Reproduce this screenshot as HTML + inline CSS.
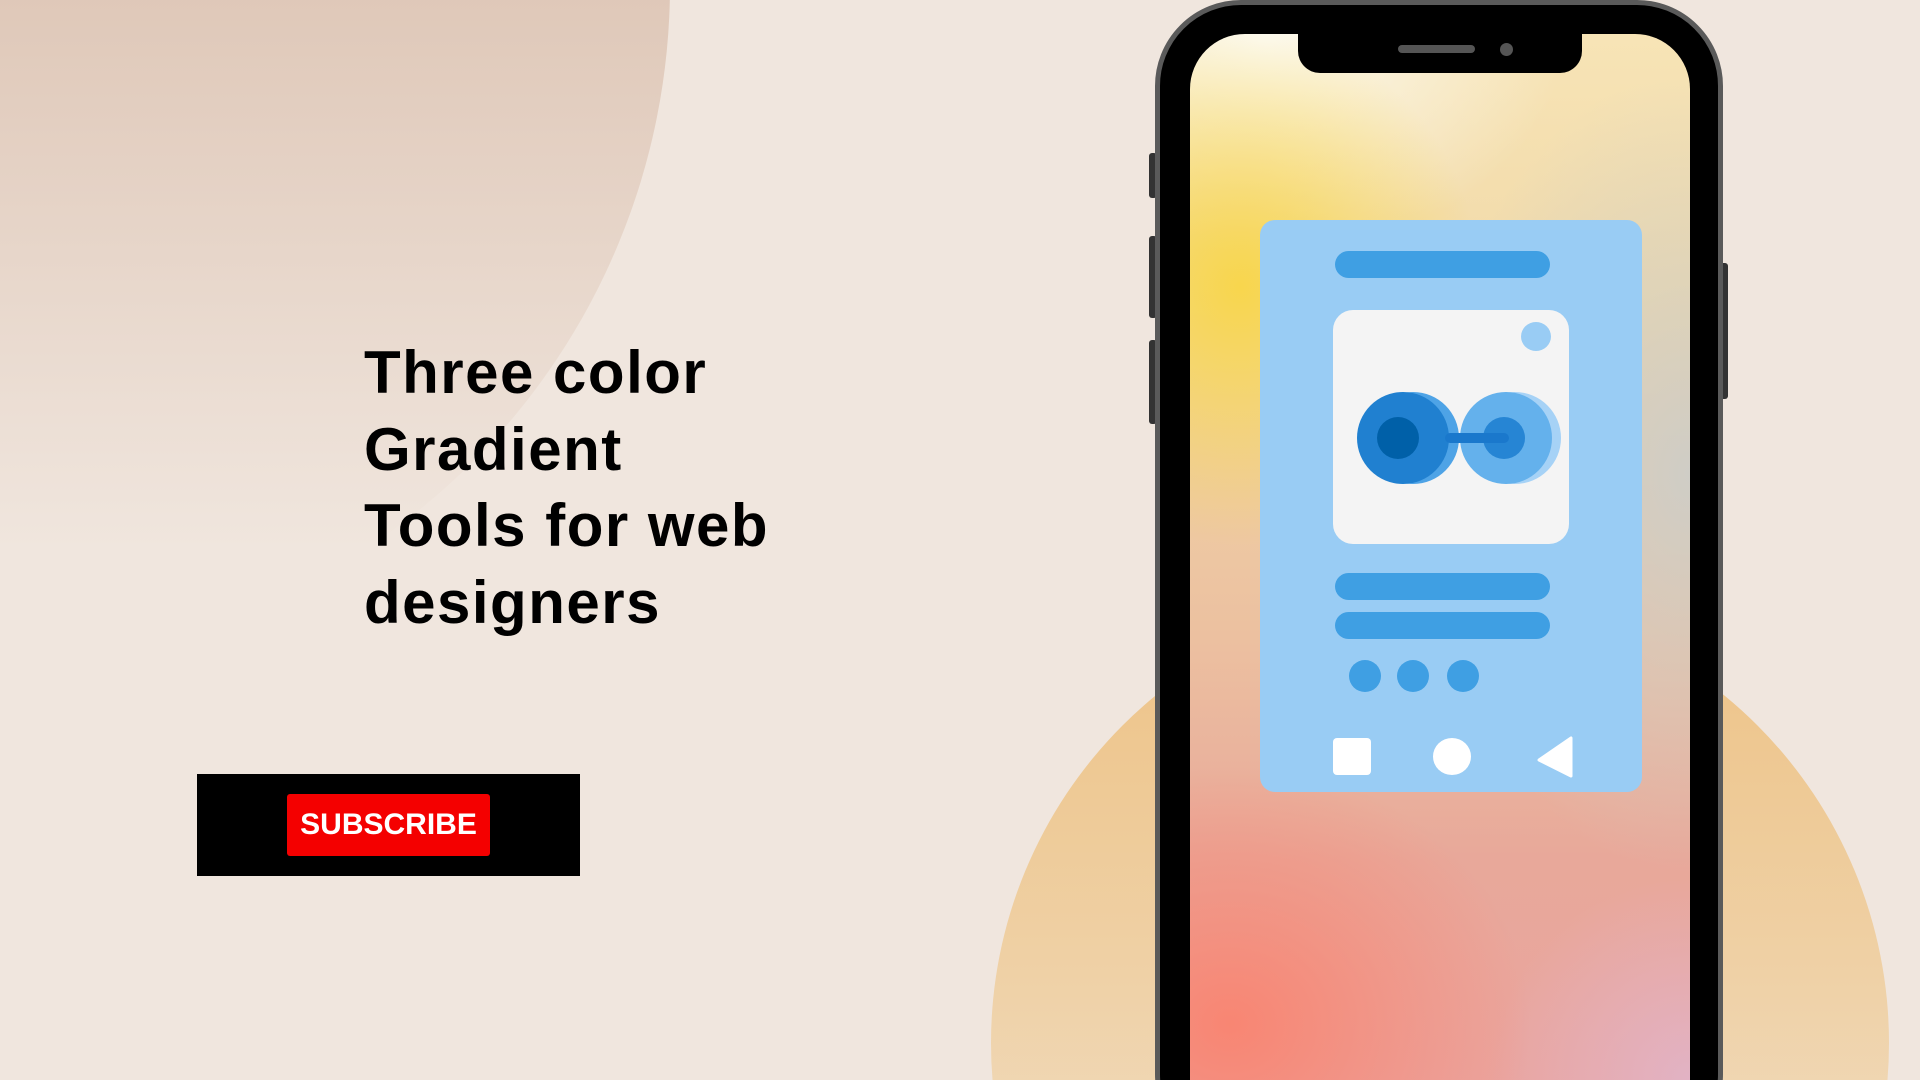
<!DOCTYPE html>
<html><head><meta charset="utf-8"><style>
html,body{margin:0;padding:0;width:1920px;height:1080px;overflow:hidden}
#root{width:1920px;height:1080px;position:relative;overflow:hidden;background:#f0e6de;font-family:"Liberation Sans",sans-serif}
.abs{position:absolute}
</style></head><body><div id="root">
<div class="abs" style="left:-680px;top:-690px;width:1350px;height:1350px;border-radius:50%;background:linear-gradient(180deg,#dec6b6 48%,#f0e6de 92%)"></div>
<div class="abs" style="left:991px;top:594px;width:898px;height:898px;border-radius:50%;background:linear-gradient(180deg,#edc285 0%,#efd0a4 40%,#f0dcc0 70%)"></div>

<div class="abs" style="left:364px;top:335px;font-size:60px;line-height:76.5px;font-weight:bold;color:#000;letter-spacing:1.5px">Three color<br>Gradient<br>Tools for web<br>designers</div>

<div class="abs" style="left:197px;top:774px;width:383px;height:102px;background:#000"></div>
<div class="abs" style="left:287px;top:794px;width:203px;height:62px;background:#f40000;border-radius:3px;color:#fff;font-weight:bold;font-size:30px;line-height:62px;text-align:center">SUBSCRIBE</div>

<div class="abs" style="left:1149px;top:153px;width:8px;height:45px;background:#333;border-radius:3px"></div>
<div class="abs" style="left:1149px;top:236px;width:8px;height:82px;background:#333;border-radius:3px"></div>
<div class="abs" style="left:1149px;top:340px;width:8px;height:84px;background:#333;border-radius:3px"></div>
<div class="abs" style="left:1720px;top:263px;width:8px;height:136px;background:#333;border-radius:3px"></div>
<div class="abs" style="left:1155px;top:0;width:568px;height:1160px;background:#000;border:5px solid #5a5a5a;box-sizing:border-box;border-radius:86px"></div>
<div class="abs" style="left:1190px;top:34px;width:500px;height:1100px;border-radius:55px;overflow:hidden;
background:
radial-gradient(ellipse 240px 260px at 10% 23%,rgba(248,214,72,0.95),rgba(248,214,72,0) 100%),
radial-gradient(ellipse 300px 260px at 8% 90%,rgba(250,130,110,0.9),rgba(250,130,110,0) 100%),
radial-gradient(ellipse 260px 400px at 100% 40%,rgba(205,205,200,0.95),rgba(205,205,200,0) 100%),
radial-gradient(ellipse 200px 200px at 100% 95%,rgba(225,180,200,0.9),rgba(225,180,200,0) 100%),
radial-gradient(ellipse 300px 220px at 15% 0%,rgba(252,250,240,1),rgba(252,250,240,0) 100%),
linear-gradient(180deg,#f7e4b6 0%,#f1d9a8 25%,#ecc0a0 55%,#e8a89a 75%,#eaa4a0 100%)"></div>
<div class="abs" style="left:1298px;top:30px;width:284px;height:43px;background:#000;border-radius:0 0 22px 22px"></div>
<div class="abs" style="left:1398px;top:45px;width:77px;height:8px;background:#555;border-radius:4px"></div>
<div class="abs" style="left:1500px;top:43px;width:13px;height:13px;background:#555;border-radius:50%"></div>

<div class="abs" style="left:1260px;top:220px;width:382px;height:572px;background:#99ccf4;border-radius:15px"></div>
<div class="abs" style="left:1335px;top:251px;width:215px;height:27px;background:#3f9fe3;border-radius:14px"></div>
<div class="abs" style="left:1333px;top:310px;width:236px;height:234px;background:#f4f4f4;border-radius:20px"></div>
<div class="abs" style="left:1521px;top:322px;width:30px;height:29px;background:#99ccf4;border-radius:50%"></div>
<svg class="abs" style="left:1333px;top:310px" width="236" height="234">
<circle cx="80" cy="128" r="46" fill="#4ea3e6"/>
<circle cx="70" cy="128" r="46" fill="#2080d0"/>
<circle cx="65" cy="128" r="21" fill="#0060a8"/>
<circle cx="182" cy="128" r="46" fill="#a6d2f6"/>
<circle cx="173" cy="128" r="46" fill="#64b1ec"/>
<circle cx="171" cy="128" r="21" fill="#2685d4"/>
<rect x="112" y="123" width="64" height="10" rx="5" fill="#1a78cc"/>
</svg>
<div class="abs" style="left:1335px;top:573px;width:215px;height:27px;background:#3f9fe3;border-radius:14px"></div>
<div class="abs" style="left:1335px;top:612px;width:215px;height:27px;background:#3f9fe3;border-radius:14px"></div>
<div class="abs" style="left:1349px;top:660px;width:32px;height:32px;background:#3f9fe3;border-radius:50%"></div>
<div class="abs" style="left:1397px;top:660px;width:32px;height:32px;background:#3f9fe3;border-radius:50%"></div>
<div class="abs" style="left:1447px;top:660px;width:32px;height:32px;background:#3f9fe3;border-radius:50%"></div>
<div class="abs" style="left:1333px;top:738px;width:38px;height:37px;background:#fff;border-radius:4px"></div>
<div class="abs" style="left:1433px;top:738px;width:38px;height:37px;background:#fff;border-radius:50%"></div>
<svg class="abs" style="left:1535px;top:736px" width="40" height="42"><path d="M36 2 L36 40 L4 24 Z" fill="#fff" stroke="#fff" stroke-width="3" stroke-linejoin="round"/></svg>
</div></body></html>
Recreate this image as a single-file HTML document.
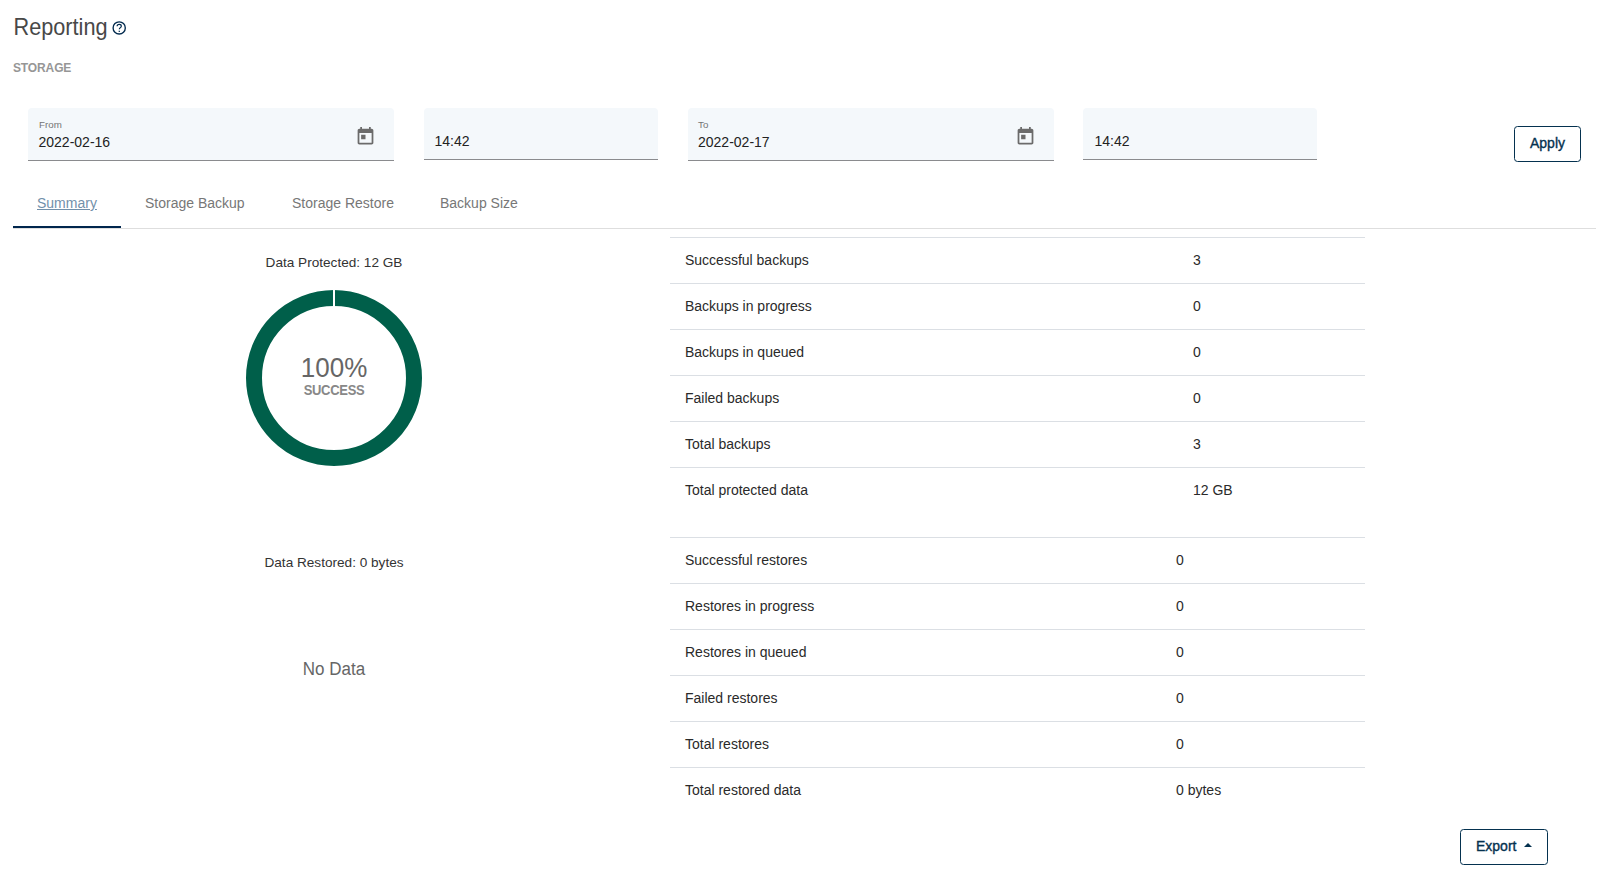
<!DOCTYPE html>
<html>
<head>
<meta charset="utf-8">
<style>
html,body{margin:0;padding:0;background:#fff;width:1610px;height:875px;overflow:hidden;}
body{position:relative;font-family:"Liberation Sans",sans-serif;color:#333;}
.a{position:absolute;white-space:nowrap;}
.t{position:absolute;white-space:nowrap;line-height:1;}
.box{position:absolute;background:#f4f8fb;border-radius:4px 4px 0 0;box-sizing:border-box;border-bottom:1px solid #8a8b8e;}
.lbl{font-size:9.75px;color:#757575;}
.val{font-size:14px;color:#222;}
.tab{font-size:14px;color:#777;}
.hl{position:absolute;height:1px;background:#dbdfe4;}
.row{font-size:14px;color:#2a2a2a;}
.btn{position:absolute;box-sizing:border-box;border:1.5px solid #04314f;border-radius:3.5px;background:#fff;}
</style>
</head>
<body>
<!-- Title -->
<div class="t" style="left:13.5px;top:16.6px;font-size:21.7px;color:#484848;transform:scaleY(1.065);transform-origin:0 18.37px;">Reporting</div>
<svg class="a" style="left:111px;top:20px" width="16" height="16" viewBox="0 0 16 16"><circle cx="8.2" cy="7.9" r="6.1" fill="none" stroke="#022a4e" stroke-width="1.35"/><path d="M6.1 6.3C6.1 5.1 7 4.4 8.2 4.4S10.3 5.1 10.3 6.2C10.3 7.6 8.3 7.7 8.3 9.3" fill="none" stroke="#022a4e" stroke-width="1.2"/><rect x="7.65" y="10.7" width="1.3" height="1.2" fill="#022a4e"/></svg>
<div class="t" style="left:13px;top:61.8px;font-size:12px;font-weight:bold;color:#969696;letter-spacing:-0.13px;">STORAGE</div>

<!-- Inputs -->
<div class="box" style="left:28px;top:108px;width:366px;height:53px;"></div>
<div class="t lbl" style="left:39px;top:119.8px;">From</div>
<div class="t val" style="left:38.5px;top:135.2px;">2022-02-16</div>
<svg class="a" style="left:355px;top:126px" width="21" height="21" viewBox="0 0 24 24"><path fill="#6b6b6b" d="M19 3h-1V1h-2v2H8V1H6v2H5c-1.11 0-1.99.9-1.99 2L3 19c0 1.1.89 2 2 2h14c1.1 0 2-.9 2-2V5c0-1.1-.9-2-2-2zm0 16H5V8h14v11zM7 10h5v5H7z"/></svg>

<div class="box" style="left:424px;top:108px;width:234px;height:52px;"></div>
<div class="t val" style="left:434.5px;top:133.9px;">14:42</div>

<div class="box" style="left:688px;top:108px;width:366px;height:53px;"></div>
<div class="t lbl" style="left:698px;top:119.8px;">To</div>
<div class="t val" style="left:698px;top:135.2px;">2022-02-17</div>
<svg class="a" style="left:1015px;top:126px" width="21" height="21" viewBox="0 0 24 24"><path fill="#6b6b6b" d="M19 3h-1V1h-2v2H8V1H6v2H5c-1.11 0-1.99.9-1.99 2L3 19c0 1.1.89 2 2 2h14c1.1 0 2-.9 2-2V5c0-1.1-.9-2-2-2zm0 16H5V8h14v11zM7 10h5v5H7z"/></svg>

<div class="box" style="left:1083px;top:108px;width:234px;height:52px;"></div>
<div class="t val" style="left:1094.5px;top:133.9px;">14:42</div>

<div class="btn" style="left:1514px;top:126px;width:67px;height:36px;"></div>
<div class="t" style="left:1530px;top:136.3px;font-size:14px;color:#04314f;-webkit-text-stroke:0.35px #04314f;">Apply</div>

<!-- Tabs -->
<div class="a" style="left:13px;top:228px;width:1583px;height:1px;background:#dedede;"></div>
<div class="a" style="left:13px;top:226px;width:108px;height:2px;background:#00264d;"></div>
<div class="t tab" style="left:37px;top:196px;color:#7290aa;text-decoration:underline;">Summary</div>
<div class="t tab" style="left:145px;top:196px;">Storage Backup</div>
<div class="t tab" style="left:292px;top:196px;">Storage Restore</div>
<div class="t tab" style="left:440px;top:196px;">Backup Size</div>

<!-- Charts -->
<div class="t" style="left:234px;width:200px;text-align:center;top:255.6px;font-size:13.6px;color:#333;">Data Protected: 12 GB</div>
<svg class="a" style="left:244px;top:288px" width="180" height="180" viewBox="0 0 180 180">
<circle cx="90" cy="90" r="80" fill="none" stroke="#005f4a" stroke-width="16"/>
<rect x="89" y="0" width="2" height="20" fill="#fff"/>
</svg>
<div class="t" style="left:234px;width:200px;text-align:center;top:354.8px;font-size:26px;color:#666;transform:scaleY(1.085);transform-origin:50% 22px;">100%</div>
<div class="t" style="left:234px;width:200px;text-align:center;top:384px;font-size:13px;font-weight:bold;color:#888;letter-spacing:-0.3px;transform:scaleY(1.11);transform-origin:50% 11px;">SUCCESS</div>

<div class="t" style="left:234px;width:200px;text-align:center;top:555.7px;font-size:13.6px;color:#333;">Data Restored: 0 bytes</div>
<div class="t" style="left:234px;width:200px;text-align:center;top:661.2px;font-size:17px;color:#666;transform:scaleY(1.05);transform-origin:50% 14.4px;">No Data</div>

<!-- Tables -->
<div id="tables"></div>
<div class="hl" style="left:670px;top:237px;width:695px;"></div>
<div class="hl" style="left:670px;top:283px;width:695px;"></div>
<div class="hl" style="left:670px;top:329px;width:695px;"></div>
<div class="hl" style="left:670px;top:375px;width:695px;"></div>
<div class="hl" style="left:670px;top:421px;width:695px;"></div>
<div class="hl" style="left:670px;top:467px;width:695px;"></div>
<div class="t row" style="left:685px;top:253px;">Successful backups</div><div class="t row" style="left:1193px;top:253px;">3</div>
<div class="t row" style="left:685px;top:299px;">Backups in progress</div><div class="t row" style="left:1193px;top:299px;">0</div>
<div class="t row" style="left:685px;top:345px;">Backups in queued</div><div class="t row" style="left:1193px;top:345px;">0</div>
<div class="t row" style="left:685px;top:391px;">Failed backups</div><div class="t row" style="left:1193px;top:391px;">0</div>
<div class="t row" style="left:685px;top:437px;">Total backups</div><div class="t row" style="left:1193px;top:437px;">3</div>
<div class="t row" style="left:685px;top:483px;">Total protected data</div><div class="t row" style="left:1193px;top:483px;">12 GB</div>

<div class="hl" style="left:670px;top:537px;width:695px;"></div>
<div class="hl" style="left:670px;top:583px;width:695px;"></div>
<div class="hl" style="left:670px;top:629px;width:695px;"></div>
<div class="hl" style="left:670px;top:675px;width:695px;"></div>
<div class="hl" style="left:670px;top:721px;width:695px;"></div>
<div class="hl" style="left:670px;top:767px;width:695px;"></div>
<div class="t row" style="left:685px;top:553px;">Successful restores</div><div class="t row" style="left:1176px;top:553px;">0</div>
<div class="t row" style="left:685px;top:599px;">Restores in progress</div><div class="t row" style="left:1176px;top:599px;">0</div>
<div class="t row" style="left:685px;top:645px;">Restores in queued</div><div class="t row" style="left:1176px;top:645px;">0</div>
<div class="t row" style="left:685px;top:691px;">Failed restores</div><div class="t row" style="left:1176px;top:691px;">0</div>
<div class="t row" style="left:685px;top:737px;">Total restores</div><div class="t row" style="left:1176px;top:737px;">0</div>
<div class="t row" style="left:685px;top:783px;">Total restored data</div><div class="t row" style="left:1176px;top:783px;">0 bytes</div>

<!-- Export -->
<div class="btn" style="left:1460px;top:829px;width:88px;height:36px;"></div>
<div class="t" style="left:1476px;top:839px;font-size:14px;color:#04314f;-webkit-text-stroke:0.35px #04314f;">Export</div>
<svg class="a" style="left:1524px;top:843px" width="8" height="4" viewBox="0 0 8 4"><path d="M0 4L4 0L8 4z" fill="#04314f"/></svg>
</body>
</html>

********

Problem details - Look over the listing. Pull out every line with the string "this" in it.

Final result -
Reproduce this screenshot as HTML + inline CSS.
Recreate this image as a single-file HTML document.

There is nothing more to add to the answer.